--- START ---

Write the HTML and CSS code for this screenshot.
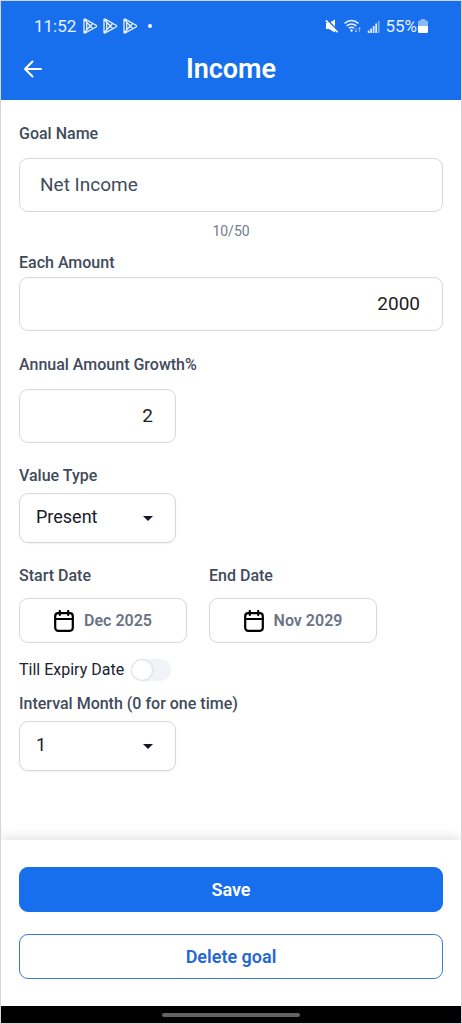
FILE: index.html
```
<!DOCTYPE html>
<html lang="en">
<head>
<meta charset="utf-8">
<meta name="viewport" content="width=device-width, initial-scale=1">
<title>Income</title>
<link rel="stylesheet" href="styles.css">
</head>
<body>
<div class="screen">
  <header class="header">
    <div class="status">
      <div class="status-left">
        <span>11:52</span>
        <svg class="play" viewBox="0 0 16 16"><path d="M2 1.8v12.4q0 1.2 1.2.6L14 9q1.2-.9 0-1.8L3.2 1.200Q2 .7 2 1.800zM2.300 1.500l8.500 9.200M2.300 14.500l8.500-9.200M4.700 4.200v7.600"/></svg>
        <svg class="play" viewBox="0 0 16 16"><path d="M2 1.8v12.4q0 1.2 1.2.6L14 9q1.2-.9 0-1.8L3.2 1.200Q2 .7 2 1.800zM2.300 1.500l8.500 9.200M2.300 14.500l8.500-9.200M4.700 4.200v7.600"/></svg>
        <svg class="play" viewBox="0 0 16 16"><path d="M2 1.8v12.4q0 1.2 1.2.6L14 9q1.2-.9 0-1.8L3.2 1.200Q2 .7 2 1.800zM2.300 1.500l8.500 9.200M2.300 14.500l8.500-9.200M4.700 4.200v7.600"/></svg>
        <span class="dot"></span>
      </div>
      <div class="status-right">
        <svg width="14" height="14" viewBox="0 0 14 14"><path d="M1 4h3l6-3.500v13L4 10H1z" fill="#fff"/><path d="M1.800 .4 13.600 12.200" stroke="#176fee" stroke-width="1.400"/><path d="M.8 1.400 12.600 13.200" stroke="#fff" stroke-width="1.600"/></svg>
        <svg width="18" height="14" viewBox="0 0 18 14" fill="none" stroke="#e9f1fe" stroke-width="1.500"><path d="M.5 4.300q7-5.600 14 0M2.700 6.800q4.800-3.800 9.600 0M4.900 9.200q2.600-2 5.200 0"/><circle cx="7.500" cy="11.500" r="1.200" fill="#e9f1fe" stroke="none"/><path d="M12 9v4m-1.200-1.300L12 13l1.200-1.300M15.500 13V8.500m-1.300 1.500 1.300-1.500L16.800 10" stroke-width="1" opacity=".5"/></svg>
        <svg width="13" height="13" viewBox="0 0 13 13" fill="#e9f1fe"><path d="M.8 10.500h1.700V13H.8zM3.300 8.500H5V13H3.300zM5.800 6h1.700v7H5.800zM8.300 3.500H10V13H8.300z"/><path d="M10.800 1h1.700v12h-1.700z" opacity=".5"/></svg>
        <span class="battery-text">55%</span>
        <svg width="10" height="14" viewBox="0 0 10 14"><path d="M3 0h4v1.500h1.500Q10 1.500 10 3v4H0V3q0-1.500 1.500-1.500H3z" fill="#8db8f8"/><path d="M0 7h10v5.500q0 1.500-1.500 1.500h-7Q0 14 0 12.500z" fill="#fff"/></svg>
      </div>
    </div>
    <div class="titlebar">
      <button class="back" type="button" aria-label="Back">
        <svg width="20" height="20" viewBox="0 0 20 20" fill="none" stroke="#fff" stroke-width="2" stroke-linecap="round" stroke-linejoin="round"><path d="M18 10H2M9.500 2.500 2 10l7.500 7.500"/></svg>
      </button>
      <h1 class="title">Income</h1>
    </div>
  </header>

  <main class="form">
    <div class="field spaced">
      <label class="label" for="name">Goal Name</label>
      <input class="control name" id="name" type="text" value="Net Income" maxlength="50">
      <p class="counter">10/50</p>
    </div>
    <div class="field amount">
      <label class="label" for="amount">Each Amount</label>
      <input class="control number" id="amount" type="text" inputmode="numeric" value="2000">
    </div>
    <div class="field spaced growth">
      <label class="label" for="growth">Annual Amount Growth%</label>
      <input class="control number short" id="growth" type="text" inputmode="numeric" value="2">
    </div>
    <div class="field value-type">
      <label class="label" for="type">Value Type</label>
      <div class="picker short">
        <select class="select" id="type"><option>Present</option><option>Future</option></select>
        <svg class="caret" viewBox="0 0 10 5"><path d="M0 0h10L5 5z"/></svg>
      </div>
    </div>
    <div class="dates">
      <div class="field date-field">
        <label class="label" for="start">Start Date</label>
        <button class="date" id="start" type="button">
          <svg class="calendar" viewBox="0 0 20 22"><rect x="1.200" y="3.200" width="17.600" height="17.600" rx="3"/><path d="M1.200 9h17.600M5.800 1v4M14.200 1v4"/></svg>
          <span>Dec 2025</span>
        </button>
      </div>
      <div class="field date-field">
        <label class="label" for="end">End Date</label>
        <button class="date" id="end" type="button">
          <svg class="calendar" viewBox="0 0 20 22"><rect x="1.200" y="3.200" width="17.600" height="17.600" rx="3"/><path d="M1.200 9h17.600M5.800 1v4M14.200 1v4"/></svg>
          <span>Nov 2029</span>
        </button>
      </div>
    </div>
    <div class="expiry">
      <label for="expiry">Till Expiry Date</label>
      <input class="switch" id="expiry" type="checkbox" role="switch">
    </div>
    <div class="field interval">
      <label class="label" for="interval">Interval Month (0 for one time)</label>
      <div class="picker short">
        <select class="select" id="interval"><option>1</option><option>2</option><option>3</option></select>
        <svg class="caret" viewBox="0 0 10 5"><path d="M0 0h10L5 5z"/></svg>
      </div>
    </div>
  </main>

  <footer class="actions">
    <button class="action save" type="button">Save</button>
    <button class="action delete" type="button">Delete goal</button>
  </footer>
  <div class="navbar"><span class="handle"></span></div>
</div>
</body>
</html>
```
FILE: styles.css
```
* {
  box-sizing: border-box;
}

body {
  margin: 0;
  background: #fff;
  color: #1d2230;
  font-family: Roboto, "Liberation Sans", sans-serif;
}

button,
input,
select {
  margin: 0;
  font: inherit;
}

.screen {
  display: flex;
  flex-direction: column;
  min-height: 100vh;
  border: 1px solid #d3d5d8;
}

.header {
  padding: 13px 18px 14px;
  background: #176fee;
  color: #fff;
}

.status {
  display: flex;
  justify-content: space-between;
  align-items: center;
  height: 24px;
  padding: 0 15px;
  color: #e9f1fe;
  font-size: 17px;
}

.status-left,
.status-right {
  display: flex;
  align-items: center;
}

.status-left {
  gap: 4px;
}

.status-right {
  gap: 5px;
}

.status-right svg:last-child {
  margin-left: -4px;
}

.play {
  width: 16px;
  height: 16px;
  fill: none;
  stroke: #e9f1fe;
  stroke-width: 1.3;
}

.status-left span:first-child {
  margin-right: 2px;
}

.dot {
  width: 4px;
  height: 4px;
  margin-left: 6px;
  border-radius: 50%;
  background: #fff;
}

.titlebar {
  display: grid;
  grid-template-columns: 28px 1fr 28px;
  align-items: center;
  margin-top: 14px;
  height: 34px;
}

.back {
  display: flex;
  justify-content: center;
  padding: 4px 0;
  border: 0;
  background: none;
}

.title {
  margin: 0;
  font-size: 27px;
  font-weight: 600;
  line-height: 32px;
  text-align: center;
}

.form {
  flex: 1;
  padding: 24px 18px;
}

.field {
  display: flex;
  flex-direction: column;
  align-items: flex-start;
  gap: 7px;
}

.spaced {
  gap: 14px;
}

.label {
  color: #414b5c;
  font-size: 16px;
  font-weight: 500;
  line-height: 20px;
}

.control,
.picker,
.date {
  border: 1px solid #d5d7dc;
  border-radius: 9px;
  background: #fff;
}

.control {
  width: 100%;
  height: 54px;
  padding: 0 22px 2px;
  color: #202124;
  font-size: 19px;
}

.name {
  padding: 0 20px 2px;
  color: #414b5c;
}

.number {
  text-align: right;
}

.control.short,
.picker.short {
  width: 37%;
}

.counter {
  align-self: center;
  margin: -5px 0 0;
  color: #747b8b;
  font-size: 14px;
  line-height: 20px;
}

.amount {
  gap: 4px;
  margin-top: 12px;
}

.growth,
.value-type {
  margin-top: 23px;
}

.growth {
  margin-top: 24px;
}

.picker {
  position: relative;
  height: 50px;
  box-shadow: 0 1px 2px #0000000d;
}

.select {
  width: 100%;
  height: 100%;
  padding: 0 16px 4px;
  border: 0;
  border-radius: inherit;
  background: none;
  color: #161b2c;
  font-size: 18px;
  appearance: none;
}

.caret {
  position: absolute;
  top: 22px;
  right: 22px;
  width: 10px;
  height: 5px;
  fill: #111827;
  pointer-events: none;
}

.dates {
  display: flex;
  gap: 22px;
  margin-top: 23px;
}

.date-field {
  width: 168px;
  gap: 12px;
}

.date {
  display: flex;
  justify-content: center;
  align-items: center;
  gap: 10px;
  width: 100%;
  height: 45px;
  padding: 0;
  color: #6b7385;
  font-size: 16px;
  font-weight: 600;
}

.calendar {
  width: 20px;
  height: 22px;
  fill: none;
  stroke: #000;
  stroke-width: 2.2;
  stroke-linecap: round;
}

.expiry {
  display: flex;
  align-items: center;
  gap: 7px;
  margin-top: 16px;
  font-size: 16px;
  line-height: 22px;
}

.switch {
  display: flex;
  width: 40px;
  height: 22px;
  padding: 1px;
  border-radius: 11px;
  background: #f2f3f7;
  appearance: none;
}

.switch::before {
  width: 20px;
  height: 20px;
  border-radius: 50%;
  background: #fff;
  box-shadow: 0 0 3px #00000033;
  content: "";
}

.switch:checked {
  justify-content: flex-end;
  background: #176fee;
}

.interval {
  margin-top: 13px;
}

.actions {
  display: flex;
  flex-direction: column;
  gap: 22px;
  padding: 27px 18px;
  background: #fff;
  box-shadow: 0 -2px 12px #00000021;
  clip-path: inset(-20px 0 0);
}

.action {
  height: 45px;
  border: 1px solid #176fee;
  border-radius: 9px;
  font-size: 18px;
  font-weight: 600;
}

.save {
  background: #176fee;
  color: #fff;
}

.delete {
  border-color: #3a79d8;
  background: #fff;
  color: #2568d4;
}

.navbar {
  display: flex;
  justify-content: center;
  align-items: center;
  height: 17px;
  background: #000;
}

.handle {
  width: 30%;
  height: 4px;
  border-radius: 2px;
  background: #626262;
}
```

--- END ---
--- START ---

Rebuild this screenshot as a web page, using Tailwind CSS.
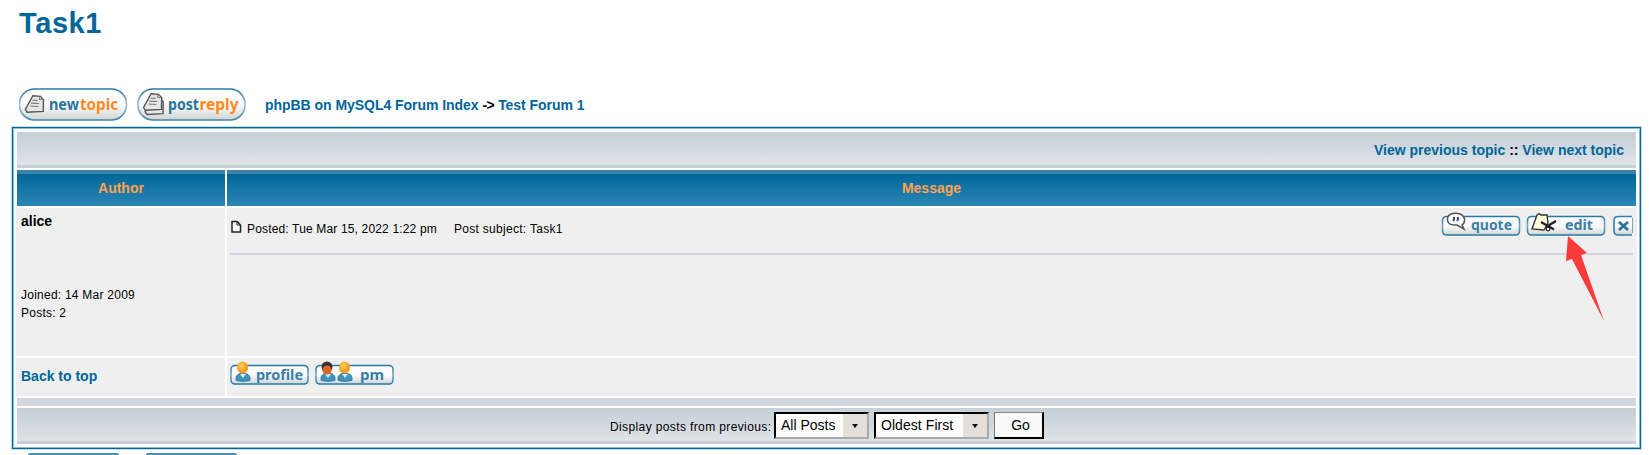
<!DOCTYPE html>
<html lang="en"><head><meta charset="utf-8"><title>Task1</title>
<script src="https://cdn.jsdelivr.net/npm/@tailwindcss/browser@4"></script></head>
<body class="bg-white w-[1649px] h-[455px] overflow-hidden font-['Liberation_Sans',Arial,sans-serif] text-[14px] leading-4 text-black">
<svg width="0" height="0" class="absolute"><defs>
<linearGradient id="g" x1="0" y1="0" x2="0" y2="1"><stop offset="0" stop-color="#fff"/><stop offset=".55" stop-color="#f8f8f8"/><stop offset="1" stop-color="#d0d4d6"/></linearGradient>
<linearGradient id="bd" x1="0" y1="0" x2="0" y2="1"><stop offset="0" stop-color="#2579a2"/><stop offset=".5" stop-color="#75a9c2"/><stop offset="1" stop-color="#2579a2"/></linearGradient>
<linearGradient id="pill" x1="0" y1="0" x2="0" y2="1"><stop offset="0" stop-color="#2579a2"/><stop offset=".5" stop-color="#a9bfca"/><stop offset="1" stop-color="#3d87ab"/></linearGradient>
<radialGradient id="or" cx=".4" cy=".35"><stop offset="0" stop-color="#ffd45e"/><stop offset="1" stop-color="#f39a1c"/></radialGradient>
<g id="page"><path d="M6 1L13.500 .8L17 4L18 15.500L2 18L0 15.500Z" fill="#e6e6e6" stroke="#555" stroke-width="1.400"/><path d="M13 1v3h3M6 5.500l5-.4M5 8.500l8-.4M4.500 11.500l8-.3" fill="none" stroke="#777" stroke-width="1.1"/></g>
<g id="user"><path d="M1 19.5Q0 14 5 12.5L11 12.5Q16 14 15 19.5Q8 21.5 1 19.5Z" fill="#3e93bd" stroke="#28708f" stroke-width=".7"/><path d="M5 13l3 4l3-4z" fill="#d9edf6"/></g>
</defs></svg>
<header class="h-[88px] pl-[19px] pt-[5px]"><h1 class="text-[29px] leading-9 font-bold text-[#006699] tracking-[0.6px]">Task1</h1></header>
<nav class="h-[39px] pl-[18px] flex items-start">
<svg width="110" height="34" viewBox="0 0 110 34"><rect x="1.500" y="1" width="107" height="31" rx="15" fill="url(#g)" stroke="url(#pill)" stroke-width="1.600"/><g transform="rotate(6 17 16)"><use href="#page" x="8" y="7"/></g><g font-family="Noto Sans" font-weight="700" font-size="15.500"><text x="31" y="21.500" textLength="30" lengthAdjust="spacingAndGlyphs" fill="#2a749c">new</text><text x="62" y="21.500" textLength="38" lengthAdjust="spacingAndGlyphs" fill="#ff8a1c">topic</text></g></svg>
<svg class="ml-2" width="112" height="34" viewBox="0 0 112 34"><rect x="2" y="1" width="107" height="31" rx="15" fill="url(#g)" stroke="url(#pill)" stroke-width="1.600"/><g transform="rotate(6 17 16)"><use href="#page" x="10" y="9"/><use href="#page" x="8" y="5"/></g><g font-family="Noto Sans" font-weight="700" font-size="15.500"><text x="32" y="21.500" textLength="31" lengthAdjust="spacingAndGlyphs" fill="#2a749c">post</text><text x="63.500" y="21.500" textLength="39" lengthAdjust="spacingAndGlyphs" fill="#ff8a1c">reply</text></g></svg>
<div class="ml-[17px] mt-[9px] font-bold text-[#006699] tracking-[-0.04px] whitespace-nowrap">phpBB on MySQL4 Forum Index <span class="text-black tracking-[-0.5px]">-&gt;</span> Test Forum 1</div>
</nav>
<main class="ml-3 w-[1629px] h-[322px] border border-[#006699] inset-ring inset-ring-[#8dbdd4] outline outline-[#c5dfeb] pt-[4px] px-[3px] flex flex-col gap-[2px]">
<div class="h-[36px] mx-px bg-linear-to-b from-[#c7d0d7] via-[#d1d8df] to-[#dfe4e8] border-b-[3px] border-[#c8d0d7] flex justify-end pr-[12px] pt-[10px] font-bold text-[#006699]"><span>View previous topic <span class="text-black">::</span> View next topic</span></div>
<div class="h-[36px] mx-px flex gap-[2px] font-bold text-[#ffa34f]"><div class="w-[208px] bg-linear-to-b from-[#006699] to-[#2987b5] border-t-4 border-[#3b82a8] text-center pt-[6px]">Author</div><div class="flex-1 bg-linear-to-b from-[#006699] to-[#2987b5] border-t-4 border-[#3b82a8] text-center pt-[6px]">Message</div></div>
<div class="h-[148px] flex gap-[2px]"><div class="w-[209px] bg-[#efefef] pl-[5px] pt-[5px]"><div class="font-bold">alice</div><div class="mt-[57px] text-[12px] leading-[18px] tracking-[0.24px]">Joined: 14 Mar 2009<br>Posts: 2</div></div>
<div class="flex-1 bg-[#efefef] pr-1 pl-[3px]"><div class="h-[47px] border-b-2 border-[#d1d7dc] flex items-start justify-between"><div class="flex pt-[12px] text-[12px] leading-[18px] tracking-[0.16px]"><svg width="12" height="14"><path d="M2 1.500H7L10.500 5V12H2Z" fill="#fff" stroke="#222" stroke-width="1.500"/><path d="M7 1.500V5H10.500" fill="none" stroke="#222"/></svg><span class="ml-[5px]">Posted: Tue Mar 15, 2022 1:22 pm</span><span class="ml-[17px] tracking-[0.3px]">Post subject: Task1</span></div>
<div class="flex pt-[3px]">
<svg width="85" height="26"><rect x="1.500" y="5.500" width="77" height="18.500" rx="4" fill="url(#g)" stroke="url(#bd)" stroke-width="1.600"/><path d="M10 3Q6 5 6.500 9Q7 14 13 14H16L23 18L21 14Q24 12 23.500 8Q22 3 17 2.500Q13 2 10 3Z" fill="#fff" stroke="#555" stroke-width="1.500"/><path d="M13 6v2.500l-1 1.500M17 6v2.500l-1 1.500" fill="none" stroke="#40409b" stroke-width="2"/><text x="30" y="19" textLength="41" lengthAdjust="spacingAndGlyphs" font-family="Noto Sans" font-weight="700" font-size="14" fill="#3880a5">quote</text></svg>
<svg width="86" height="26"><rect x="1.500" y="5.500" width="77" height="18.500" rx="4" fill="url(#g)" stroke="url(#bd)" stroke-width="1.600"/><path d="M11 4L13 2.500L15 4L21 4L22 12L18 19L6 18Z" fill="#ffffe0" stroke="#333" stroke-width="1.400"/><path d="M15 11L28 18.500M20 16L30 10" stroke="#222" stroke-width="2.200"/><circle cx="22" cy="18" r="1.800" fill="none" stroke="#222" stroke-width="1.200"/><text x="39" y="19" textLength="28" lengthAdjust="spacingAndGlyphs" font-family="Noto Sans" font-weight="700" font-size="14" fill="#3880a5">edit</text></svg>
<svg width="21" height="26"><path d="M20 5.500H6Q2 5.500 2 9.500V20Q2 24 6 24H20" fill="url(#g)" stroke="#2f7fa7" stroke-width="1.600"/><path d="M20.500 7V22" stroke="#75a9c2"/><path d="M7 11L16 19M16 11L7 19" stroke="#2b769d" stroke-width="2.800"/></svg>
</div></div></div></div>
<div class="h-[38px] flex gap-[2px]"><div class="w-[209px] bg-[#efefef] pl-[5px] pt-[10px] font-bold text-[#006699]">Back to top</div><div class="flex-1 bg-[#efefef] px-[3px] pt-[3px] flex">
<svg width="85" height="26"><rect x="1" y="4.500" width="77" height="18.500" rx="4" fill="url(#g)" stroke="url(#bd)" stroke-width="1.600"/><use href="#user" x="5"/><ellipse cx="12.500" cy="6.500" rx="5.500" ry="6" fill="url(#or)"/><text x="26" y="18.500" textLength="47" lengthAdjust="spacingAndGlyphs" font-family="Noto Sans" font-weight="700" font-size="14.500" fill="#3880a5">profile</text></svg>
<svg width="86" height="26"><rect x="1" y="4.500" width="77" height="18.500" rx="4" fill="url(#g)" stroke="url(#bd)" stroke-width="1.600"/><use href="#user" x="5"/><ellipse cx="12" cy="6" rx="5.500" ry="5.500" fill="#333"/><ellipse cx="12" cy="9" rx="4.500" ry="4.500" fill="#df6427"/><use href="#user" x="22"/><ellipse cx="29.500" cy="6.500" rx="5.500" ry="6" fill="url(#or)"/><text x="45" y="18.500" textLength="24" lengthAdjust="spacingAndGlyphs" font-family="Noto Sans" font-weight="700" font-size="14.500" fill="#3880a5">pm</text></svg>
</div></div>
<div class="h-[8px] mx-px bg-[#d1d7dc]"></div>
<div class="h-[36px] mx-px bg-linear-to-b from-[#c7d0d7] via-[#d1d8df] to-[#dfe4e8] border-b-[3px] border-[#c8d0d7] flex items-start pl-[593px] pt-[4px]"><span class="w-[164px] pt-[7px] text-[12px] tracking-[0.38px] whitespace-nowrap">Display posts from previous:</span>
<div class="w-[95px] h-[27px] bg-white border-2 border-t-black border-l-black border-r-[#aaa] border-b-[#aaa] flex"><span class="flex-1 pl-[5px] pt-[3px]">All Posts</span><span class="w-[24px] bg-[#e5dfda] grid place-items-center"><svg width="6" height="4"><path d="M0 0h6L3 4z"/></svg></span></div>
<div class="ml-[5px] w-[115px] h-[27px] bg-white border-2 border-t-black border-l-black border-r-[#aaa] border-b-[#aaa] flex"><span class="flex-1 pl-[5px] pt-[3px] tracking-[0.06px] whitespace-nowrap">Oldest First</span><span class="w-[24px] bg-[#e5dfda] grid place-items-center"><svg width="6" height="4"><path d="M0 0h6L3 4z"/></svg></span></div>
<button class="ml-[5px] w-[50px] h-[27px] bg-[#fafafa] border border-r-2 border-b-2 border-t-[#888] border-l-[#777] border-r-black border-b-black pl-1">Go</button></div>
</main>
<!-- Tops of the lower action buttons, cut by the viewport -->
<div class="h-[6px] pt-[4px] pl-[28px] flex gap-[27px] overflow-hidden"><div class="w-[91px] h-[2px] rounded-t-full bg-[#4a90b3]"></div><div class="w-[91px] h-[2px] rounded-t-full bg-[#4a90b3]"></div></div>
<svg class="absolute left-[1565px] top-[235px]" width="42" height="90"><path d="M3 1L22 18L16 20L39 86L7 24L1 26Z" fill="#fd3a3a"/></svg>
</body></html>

--- END ---

EXERCISE AIM
From the data, list each line in which the string "this" appears.

THE COMPLETED TASK
Write the HTML and CSS code for this screenshot.
Rebuild this screenshot as a web page, using Tailwind CSS.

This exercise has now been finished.